Quote:
Originally posted by bauman
Also, it's not just the defragmentation on the fly that keeps HFS+ clean. It, unlike NTFS, tries to find a block that's big enough to write the entire file into by delaying immediate writing.
Where did you get this idea? I was to understand that NTFS
does employ that very same technique. When someone describes NTFS as "braindead" relative to HFS+, that gives me doubts as to where that is coming from. They both attempt to do relocated, contiguous writes whenever possible. So what makes one braindead and the other vastly superior? Given this "auto-defragged writes scenario", how does it come about where Windows machines routinely require defragmenting while OSX does not? Something there is just not adding up for me.
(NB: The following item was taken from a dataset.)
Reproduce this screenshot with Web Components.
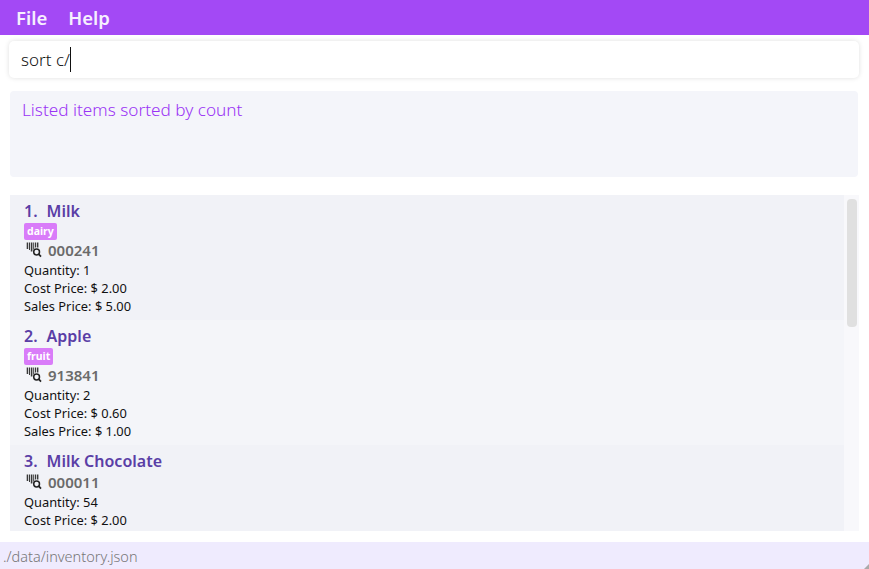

Thanks to the link for the fragmentation scanner- interesting and will check out...
WRT the paltry 1-2% fragmentation scores, do bear in mind the brute increases in data size and storage mediums we are dealing with. It's not uncommon to have 10-15 GB of "stuff" comprised of the core OS and closely tied apps (this isn't even including your collection of regular apps and documents). That's a lot of data storage compared to what would fill 1-2 GB of space from the OS9 days. Thankfully, most of that stays put, is read only, and never gets fragged if it wasn't to begin with. There is still the working set of stuff that gets a lot of read and write back activity in the course of a given working day. It just may seem that the working set hasn't really grown much compared to what is stored in that 10-15 GB of "stuff". So it is entirely possible to get really tiny fragmentation scores. However, if the computer is spending most of its time in that working set, and there is fragmentation within that, then the effective impact of fragmentation is possibly "larger" than that reflected in that 1-2% (hope that made sense).